Pull out of the data below the stretch of lines bounded by the one containing "Emit a component" and the one containing "import React from", both bounds included, unchanged.

━━━━━ Supplied material ━━━━━

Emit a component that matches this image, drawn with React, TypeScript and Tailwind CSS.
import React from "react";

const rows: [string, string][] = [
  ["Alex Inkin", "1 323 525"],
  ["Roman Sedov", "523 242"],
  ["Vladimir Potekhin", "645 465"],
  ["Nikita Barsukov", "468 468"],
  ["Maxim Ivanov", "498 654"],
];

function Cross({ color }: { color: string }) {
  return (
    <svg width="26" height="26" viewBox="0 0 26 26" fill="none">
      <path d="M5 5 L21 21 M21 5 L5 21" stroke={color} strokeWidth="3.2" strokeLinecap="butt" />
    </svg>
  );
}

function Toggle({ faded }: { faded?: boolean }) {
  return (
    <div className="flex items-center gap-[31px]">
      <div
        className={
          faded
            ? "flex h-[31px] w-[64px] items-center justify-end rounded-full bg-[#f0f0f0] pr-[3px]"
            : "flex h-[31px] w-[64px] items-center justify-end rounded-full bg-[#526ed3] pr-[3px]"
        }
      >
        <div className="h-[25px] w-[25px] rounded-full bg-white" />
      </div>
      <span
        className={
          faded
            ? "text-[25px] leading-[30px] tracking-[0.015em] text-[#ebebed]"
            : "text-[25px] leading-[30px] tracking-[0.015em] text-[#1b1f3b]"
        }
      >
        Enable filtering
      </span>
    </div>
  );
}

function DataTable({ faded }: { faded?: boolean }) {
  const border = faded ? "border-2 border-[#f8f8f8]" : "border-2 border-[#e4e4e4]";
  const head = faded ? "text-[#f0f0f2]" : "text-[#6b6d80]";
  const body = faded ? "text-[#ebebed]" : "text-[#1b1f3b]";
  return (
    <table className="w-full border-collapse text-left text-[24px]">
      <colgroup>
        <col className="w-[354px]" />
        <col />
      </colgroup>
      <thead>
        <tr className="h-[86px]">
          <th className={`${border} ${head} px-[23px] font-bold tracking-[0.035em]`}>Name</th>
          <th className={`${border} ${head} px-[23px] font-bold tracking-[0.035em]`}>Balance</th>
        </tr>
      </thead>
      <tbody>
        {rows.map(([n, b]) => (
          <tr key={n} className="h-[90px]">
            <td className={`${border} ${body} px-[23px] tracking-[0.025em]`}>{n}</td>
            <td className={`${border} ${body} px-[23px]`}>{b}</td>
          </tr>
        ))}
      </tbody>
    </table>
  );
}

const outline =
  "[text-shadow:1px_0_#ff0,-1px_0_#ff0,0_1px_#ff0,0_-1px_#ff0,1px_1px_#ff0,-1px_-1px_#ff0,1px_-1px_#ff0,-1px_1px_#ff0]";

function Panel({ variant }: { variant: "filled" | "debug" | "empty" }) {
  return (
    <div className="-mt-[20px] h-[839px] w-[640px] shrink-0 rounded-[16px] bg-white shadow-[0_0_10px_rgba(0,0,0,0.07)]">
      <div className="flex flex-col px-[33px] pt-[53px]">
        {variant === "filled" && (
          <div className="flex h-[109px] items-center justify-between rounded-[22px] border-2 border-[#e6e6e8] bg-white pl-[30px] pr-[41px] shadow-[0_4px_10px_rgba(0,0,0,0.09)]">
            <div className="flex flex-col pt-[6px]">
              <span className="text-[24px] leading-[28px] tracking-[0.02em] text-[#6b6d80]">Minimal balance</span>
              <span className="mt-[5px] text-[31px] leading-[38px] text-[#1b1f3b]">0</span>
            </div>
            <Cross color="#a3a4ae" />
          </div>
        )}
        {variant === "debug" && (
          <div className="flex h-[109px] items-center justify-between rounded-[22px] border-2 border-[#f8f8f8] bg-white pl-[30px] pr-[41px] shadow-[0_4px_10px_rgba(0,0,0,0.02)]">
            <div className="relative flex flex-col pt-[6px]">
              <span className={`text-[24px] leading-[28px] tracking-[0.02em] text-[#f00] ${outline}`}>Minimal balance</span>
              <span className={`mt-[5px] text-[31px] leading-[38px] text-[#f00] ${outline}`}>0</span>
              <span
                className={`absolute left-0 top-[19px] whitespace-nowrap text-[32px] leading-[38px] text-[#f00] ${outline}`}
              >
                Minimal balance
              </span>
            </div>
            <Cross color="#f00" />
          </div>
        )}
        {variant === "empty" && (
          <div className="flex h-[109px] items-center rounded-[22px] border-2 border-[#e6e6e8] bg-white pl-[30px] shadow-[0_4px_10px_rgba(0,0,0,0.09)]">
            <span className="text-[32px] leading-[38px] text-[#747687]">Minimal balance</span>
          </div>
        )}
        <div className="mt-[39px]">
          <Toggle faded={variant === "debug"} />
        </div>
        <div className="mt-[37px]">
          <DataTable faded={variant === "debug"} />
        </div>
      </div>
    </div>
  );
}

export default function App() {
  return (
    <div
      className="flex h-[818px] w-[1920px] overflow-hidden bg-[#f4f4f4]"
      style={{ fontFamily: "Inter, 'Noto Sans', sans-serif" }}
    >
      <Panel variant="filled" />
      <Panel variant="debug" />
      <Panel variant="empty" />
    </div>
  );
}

━━━━━
━━━━━ Supplied material ━━━━━

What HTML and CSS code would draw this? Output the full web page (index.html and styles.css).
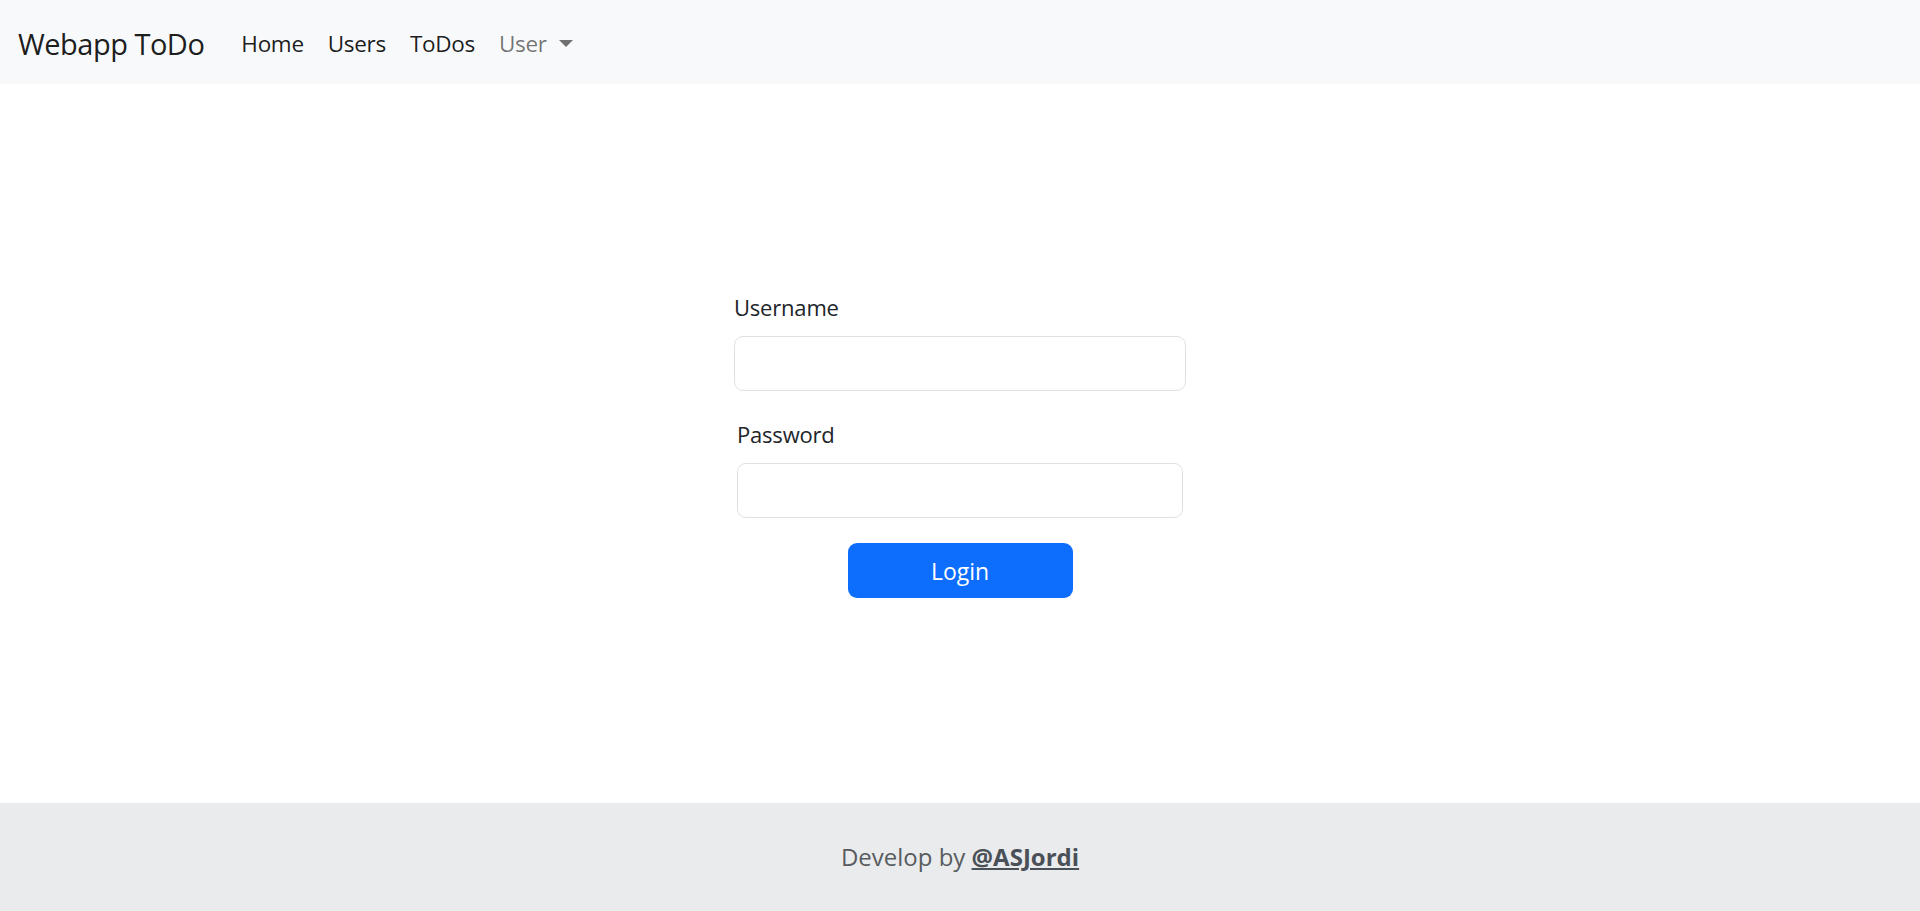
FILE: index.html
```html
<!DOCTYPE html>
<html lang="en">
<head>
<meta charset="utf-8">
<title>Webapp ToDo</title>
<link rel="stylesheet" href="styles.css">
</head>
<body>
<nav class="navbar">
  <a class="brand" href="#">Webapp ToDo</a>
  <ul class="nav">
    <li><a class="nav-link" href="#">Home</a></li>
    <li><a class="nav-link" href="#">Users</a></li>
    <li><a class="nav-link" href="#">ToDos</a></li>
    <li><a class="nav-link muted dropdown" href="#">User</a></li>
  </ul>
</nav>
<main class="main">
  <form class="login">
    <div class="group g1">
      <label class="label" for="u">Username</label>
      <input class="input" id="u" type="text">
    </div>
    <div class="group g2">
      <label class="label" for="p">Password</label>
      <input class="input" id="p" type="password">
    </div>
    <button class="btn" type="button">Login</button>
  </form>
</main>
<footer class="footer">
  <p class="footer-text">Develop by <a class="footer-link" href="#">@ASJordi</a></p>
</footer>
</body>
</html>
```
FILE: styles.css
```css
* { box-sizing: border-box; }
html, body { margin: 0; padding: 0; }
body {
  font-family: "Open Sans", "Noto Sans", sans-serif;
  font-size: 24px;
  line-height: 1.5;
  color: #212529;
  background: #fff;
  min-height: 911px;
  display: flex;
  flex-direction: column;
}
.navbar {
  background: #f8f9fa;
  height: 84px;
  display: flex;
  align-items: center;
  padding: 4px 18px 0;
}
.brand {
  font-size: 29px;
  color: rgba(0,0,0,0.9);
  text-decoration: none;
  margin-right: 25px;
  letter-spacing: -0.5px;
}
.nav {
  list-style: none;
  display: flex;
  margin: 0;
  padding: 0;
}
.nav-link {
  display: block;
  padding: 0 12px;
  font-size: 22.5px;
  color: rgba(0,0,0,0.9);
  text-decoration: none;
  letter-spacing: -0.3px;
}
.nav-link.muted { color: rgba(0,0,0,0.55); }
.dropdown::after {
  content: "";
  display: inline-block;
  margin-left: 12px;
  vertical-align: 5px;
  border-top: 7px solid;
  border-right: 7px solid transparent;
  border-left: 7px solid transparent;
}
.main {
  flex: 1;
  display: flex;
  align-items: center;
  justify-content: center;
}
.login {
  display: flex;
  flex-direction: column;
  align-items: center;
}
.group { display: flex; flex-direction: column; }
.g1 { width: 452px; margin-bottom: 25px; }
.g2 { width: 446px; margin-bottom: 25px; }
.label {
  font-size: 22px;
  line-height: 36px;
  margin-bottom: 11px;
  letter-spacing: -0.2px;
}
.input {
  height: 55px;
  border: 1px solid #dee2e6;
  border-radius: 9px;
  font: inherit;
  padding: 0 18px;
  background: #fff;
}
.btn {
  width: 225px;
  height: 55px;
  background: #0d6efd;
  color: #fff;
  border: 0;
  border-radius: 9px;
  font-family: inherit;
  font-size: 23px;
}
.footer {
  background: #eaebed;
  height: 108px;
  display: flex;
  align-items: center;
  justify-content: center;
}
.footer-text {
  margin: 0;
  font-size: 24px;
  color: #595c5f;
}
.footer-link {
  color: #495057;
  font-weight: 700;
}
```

━━━━━

Exercise response
Emit a component that matches this image, drawn with React, TypeScript and Tailwind CSS.
import React from "react";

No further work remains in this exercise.